_Data_:
↓

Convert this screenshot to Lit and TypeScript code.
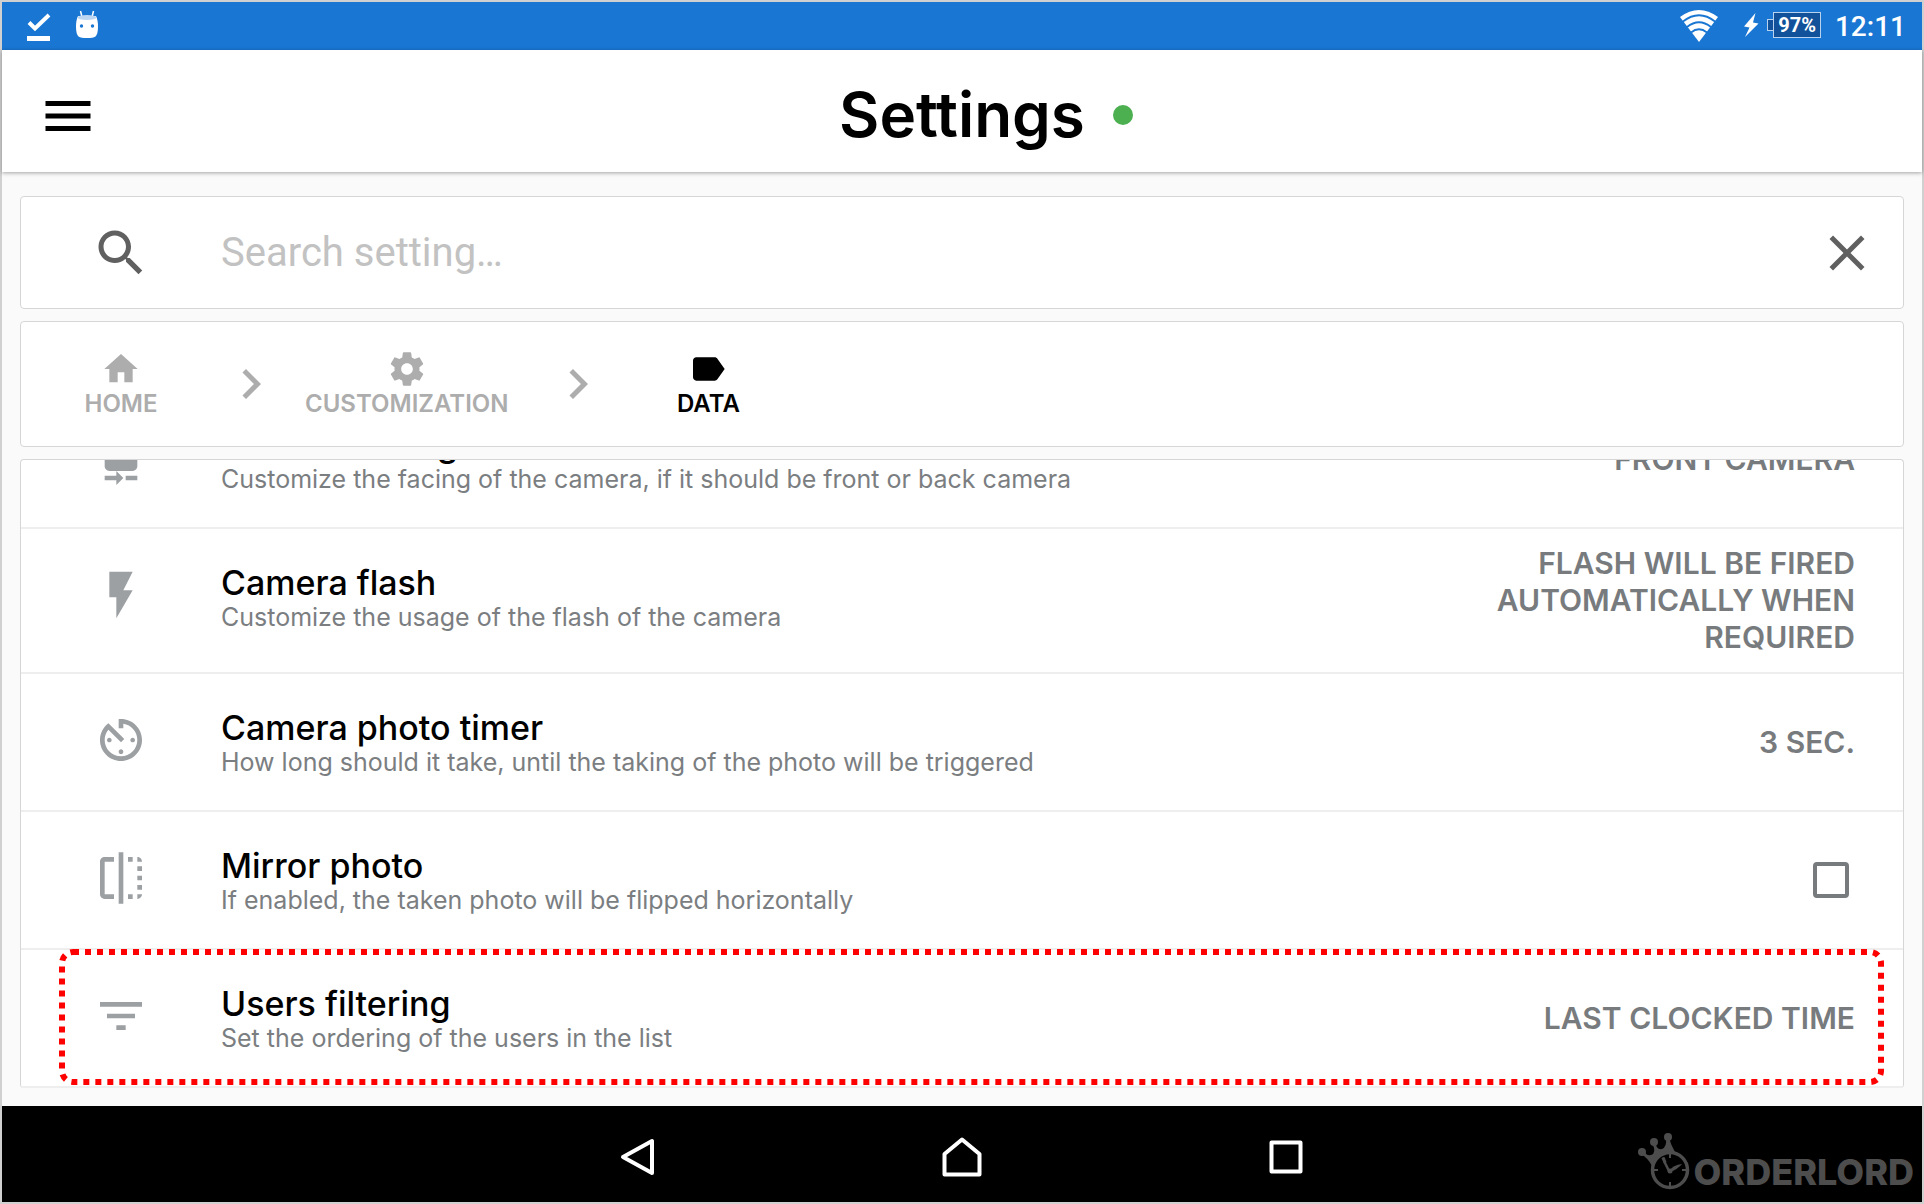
import { LitElement, html, css, svg, nothing } from "lit";
import { customElement, property, state } from "lit/decorators.js";
import { classMap } from "lit/directives/class-map.js";

const ICONS: Record<string, string> = {
  menu: "M3 18h18v-2H3v2zm0-5h18v-2H3v2zm0-7v2h18V6H3z",
  search:
    "M15.5 14h-.79l-.28-.27C15.41 12.59 16 11.11 16 9.5 16 5.91 13.09 3 9.5 3S3 5.91 3 9.5 5.91 16 9.5 16c1.61 0 3.09-.59 4.23-1.57l.27.28v.79l5 4.99L20.49 19l-4.99-5zm-6 0C7.01 14 5 11.99 5 9.5S7.01 5 9.5 5 14 7.01 14 9.5 11.99 14 9.5 14z",
  close:
    "M19 6.41L17.59 5 12 10.59 6.41 5 5 6.41 10.59 12 5 17.59 6.41 19 12 13.41 17.59 19 19 17.59 13.41 12z",
  home: "M10 20v-6h4v6h5v-8h3L12 3 2 12h3v8z",
  chevron: "M10 6L8.59 7.41 13.17 12l-4.58 4.59L10 18l6-6z",
  settings:
    "M19.43 12.98c.04-.32.07-.64.07-.98s-.03-.66-.07-.98l2.11-1.65c.19-.15.24-.42.12-.64l-2-3.46c-.12-.22-.39-.3-.61-.22l-2.49 1c-.52-.4-1.08-.73-1.69-.98l-.38-2.65C14.46 2.18 14.25 2 14 2h-4c-.25 0-.46.18-.49.42l-.38 2.65c-.61.25-1.17.59-1.69.98l-2.49-1c-.23-.09-.49 0-.61.22l-2 3.46c-.13.22-.07.49.12.64l2.11 1.65c-.04.32-.07.65-.07.98s.03.66.07.98l-2.11 1.65c-.19.15-.24.42-.12.64l2 3.46c.12.22.39.3.61.22l2.49-1c.52.4 1.08.73 1.69.98l.38 2.65c.03.24.24.42.49.42h4c.25 0 .46-.18.49-.42l.38-2.65c.61-.25 1.17-.59 1.69-.98l2.49 1c.23.09.49 0 .61-.22l2-3.46c.12-.22.07-.49-.12-.64l-2.11-1.65zM12 15.5c-1.93 0-3.5-1.57-3.5-3.5s1.57-3.5 3.5-3.5 3.5 1.57 3.5 3.5-1.57 3.5-3.5 3.5z",
  label:
    "M17.63 5.84C17.27 5.33 16.67 5 16 5L5 5.01C3.9 5.01 3 5.9 3 7v10c0 1.1.9 1.99 2 1.99L16 19c.67 0 1.27-.33 1.63-.84L22 12l-4.37-6.16z",
  cameraRear:
    "M10 20H5v2h5v2l3-3-3-3v2zm4 0v2h5v-2h-5zm3-20H7C5.9 0 5 .9 5 2v14c0 1.1.9 2 2 2h10c1.1 0 2-.9 2-2V2c0-1.1-.9-2-2-2zm-5 6c-1.11 0-2-.89-2-2s.88-2 1.99-2 2 .89 2 2S13.1 6 12 6z",
  flash: "M7 2v11h3v9l7-12h-4l4-8z",
  timer:
    "M11 17c0 .55.45 1 1 1s1-.45 1-1-.45-1-1-1-1 .45-1 1zm0-14v4h2V5.08c3.39.49 6 3.39 6 6.92 0 3.87-3.13 7-7 7s-7-3.13-7-7c0-1.68.59-3.22 1.58-4.42L12 13l1.41-1.41-6.8-6.8v.02C4.42 6.45 3 9.05 3 12c0 4.97 4.02 9 9 9 4.97 0 9-4.03 9-9s-4.03-9-9-9h-1zm7 9c0-.55-.45-1-1-1s-1 .45-1 1 .45 1 1 1 1-.45 1-1zM6 12c0 .55.45 1 1 1s1-.45 1-1-.45-1-1-1-1 .45-1 1z",
  flip: "M15 21h2v-2h-2v2zm4-12h2V7h-2v2zM3 5v14c0 1.1.9 2 2 2h4v-2H5V5h4V3H5c-1.1 0-2 .9-2 2zm16-2v2h2c0-1.1-.9-2-2-2zm-8 20h2V1h-2v22zm8-6h2v-2h-2v2zM15 5h2V3h-2v2zm4 8h2v-2h-2v2zm0 8c1.1 0 2-.9 2-2h-2v2z",
  filter: "M10 18h4v-2h-4v2zM3 6v2h18V6H3zm3 7h12v-2H6v2z",
};

const icon = (name: string, cls: string) =>
  html`<svg class=${cls} viewBox="0 0 24 24" fill="currentColor" aria-hidden="true">
    ${svg`<path d=${ICONS[name]}></path>`}
  </svg>`;

/** System bar: notifications on the left, connectivity and clock on the right. */
@customElement("status-bar")
class StatusBar extends LitElement {
  static styles = css`
    :host {
      display: flex;
      align-items: center;
      justify-content: space-between;
      height: 48px;
      box-sizing: border-box;
      padding: 0 16px 2px 25px;
      background: #1976d2;
      color: #fff;
      font-family: Roboto, sans-serif;
    }
    .group {
      display: flex;
      align-items: center;
    }
    .notices {
      gap: 24px;
    }
    .wifi {
      margin-right: 24px;
    }
    .bolt {
      margin-right: 8px;
    }
    .battery {
      display: flex;
      align-items: center;
      margin-right: 14px;
    }
    .cap {
      width: 6px;
      height: 12px;
      box-sizing: border-box;
      border: 1px solid #b9d3ee;
      border-right: none;
      background: #11529a;
    }
    .level {
      box-sizing: border-box;
      height: 26px;
      padding: 0 4px;
      border: 1px solid #b9d3ee;
      background: #11529a;
      font-size: 20px;
      line-height: 24px;
      font-weight: 700;
    }
    .clock {
      padding-top: 4px;
      font-size: 28px;
      line-height: 40px;
      font-weight: 500;
    }
  `;

  render() {
    return html`
      <div class="group notices">
        <svg width="24" height="32" viewBox="0 0 24 32" aria-hidden="true">
          <path d="M2 13.500l6 6L22 6" fill="none" stroke="#fff" stroke-width="4"></path>
          <path d="M0 27h23v5H0z" fill="#fff"></path>
        </svg>
        <svg width="24" height="32" viewBox="0 0 24 32" aria-hidden="true">
          <path d="M5.500 2L7 8M18.500 2L17 8" stroke="#fff" stroke-width="1.500"></path>
          <path d="M3 7h18q2 4 2 11t-2.500 9.500Q18 29 12 29t-8.500-1.500Q1 25 1 18T3 7z" fill="#fff"></path>
          <ellipse cx="12" cy="8.500" rx="9.500" ry="2.600" fill="#bdd7f2"></ellipse>
          <circle cx="6.500" cy="17" r="1.700" fill="#1976d2"></circle>
          <circle cx="17.500" cy="17" r="1.700" fill="#1976d2"></circle>
        </svg>
      </div>
      <div class="group">
        <svg class="wifi" width="40" height="34" viewBox="0 0 40 34" aria-label="Wi-Fi">
          <path d="M1 9Q20-5 39 9L20 34z" fill="#fff"></path>
          <path
            d="M4 13.500Q20 1 36 13.500M8 19Q20 9.500 32 19M12 24.500Q20 18 28 24.500"
            fill="none"
            stroke="#1976d2"
            stroke-width="1.800"
          ></path>
        </svg>
        <svg class="bolt" width="16" height="26" viewBox="0 0 16 26" aria-label="Charging">
          <path d="M12.500 1L1 14.500l5.500 1L2 25 15.500 11.500l-5.500-1z" fill="#fff"></path>
        </svg>
        <div class="battery"><span class="cap"></span><span class="level">97%</span></div>
        <span class="clock">12:11</span>
      </div>
    `;
  }
}

/** Android navigation keys with the product mark at the far right. */
@customElement("system-nav")
class SystemNav extends LitElement {
  static styles = css`
    :host {
      display: grid;
      grid-template-columns: 1fr auto 1fr;
      align-items: center;
      height: 96px;
      background: #000;
    }
    .keys {
      grid-column: 2;
      display: flex;
    }
    .key {
      box-sizing: border-box;
      width: 324px;
      height: 96px;
      padding: 6px 0 0;
      border: none;
      background: none;
      display: flex;
      align-items: center;
      justify-content: center;
    }
    .brand {
      justify-self: end;
      align-self: end;
      display: flex;
      align-items: flex-end;
      gap: 4px;
      padding: 0 8px 12px 0;
      color: #4d4d4d;
      font-family: Inter, sans-serif;
      font-size: 36px;
      line-height: 36px;
      font-weight: 800;
    }
  `;

  render() {
    return html`
      <div class="keys">
        <button class="key" aria-label="Back">
          <svg width="40" height="40" viewBox="0 0 40 40" fill="none" stroke="#fff" stroke-width="4" stroke-linejoin="round">
            <path d="M34 4v32L5 20z"></path>
          </svg>
        </button>
        <button class="key" aria-label="Home">
          <svg width="40" height="40" viewBox="0 0 40 40" fill="none" stroke="#fff" stroke-width="4" stroke-linejoin="round">
            <path d="M20 2.500L37.500 17v20.500h-35V17z"></path>
          </svg>
        </button>
        <button class="key" aria-label="Recent apps">
          <svg width="40" height="40" viewBox="0 0 40 40" fill="none" stroke="#fff" stroke-width="4" stroke-linejoin="round">
            <path d="M5.500 5.500h29v29h-29z"></path>
          </svg>
        </button>
      </div>
      <div class="brand">
        <svg width="52" height="57" viewBox="0 0 52 57" aria-hidden="true">
          <path
            d="M3 21Q10 25 14 33Q22 20 37 19Q33 12 31 5L28 5Q29 14 24 16 18 17 18 10L14 10Q19 20 13 22 8 23 6 18z"
            fill="#4d4d4d"
          ></path>
          <circle cx="4" cy="19" r="4" fill="#4d4d4d"></circle>
          <circle cx="16" cy="9" r="4" fill="#4d4d4d"></circle>
          <circle cx="30" cy="4" r="4" fill="#4d4d4d"></circle>
          <circle cx="32" cy="37" r="17.500" fill="#000" stroke="#4d4d4d" stroke-width="3.500"></circle>
          <path d="M32 20v5M32 49v5M15 37h5M44 37h5" stroke="#4d4d4d" stroke-width="2"></path>
          <path d="M31 38L26 28" stroke="#4d4d4d" stroke-width="2.500"></path>
          <path d="M23.500 25.500q1-2 3-1.500l2 5-2.500 1.500z" fill="#4d4d4d"></path>
          <path d="M31 38q4-6 13-7-4 5-12 8z" fill="#4d4d4d"></path>
          <circle cx="32" cy="38" r="2.500" fill="#4d4d4d"></circle>
        </svg>
        <span>ORDERLORD</span>
      </div>
    `;
  }
}

interface Setting {
  id: string;
  icon: string;
  title: string;
  detail: string;
  value?: string;
  selected?: boolean;
}

/** One line of the settings list: icon, title with detail, and its value or tick box. */
@customElement("setting-row")
class SettingRow extends LitElement {
  @property({ attribute: false }) setting!: Setting;

  static styles = css`
    :host {
      display: block;
      flex: none;
    }
    .row {
      position: relative;
      display: flex;
      box-sizing: border-box;
      min-height: 138px;
      border-bottom: 2px solid #eee;
    }
    .pic {
      display: flex;
      justify-content: center;
      flex: none;
      width: 200px;
      padding-top: 38px;
      color: #9ca0a3;
    }
    .icon {
      width: 56px;
      height: 56px;
    }
    .text {
      flex: 1;
      padding-top: 34px;
    }
    .title {
      display: block;
      font-size: 34px;
      line-height: 40px;
      font-weight: 500;
      color: #000;
    }
    .detail {
      margin: 0;
      font-size: 25px;
      line-height: 28px;
      color: #7b7e81;
    }
    .value {
      flex: none;
      align-self: center;
      width: 440px;
      padding: 16px 48px 16px 24px;
      border: none;
      background: none;
      text-align: right;
      font: 600 30px/37px Inter, sans-serif;
      text-transform: uppercase;
      color: #787b7e;
    }
    .tick {
      appearance: none;
      flex: none;
      align-self: center;
      box-sizing: border-box;
      width: 36px;
      height: 36px;
      margin: 0 54px 0 0;
      border: 4px solid #787b7e;
      border-radius: 4px;
      background: #fff;
    }
    .tick:checked {
      background: #787b7e;
    }
    .mark {
      position: absolute;
      inset: -1px 19px 1px 38px;
      pointer-events: none;
    }
    .mark svg {
      display: block;
      width: 100%;
      height: 100%;
    }
    .outline {
      x: 3px;
      y: 3px;
      width: calc(100% - 6px);
      height: calc(100% - 6px);
      rx: 11px;
      fill: none;
      stroke: #f00;
      stroke-width: 6px;
      stroke-dasharray: 6px 6px;
    }
  `;

  render() {
    const s = this.setting;
    return html`
      <div class="row">
        <div class="pic">${icon(s.icon, "icon")}</div>
        <div class="text">
          <label class="title" for=${s.id}>${s.title}</label>
          <p class="detail">${s.detail}</p>
        </div>
        ${s.value
          ? html`<button class="value" id=${s.id}>${s.value}</button>`
          : html`<input class="tick" id=${s.id} type="checkbox" />`}
        ${s.selected
          ? html`<div class="mark"><svg aria-hidden="true"><rect class="outline"></rect></svg></div>`
          : nothing}
      </div>
    `;
  }
}

@customElement("app-root")
class AppRoot extends LitElement {
  @state() private query = "";

  private crumbs = [
    { icon: "home", text: "Home" },
    { icon: "settings", text: "Customization" },
    { icon: "label", text: "Data" },
  ];

  private settings: Setting[] = [
    {
      id: "facing",
      icon: "cameraRear",
      title: "Camera facing",
      detail: "Customize the facing of the camera, if it should be front or back camera",
      value: "Front camera",
    },
    {
      id: "flash",
      icon: "flash",
      title: "Camera flash",
      detail: "Customize the usage of the flash of the camera",
      value: "Flash will be fired automatically when required",
    },
    {
      id: "timer",
      icon: "timer",
      title: "Camera photo timer",
      detail: "How long should it take, until the taking of the photo will be triggered",
      value: "3 sec.",
    },
    {
      id: "mirror",
      icon: "flip",
      title: "Mirror photo",
      detail: "If enabled, the taken photo will be flipped horizontally",
    },
    {
      id: "ordering",
      icon: "filter",
      title: "Users filtering",
      detail: "Set the ordering of the users in the list",
      value: "Last clocked time",
      selected: true,
    },
  ];

  static styles = css`
    :host {
      display: flex;
      flex-direction: column;
      box-sizing: border-box;
      height: 100vh;
      border: 2px solid #d0d0d0;
      background: #fafafa;
      font-family: Inter, sans-serif;
    }
    status-bar,
    system-nav {
      flex: none;
    }
    .header {
      position: relative;
      flex: none;
      display: grid;
      grid-template-columns: 1fr auto 1fr;
      align-items: center;
      height: 122px;
      box-sizing: border-box;
      padding: 8px 36px 0;
      background: #fff;
      box-shadow: 0 1px 4px rgba(0, 0, 0, 0.35);
    }
    .plain {
      display: flex;
      padding: 0;
      border: none;
      background: none;
      color: #606060;
    }
    .menu {
      justify-self: start;
      padding-top: 2px;
      color: #000;
    }
    .big {
      width: 60px;
      height: 60px;
    }
    .heading {
      margin: 0;
      font-size: 62px;
      line-height: 70px;
      font-weight: 600;
      color: #000;
    }
    .online {
      width: 20px;
      height: 20px;
      margin-left: 28px;
      border-radius: 50%;
      background: #4caf50;
    }
    .content {
      flex: 1;
      min-height: 0;
      display: flex;
      flex-direction: column;
      gap: 12px;
      padding: 24px 18px 18px;
    }
    .card {
      flex: none;
      box-sizing: border-box;
      border: 1px solid #d6d6d6;
      border-radius: 4px;
      background: #fff;
    }
    .search {
      display: flex;
      align-items: center;
      height: 113px;
      padding-right: 26px;
    }
    .lens {
      display: flex;
      justify-content: center;
      flex: none;
      width: 200px;
      color: #606060;
    }
    .field {
      flex: 1;
      min-width: 0;
      height: 72px;
      padding: 0;
      border: none;
      outline: none;
      background: none;
      font: 400 40px/48px Roboto, sans-serif;
      color: #000;
    }
    .field::placeholder {
      color: #c2c2c2;
      opacity: 1;
    }
    .crumbs {
      display: flex;
      align-items: center;
      height: 126px;
    }
    .trail {
      display: flex;
      align-items: center;
      margin: 0;
      padding: 0;
      list-style: none;
      color: #adadad;
    }
    .crumb {
      display: flex;
      align-items: center;
    }
    .step {
      display: flex;
      flex-direction: column;
      align-items: center;
      box-sizing: border-box;
      min-width: 200px;
      color: inherit;
      text-decoration: none;
      text-transform: uppercase;
      font-size: 24px;
      line-height: 30px;
      font-weight: 600;
    }
    .middle {
      padding: 0 40px 0 24px;
    }
    .small {
      width: 40px;
      height: 40px;
    }
    .current {
      color: #000;
    }
    .list {
      flex: 1;
      min-height: 0;
      display: flex;
      flex-direction: column;
      justify-content: flex-end;
      overflow: hidden;
      border-bottom: none;
    }
  `;

  render() {
    return html`
      <status-bar></status-bar>
      <header class="header">
        <button class="plain menu" aria-label="Menu">${icon("menu", "big")}</button>
        <h1 class="heading">Settings</h1>
        <span class="online"></span>
      </header>
      <main class="content">
        <div class="card search">
          <label class="lens" for="query" aria-label="Search">${icon("search", "big")}</label>
          <input
            class="field"
            id="query"
            type="text"
            placeholder="Search setting…"
            .value=${this.query}
            @input=${(e: Event) => (this.query = (e.target as HTMLInputElement).value)}
          />
          <button class="plain" aria-label="Clear" @click=${() => (this.query = "")}>${icon("close", "big")}</button>
        </div>
        <nav class="card crumbs">
          <ol class="trail">
            ${this.crumbs.map((c, i) => {
              const last = i === this.crumbs.length - 1;
              return html`<li class="crumb">
                <a class=${classMap({ step: true, middle: i > 0 && !last, current: last })} href="#" aria-current=${last ? "page" : nothing}
                  >${icon(c.icon, "small")}<span>${c.text}</span></a
                >${last ? nothing : icon("chevron", "big")}
              </li>`;
            })}
          </ol>
        </nav>
        <section class="card list">
          ${this.settings.map((s) => html`<setting-row .setting=${s}></setting-row>`)}
        </section>
      </main>
      <system-nav></system-nav>
    `;
  }
}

↑

_Set exercise_: Return the number of lines that include the word "this", and nothing else.

_Solution_: 8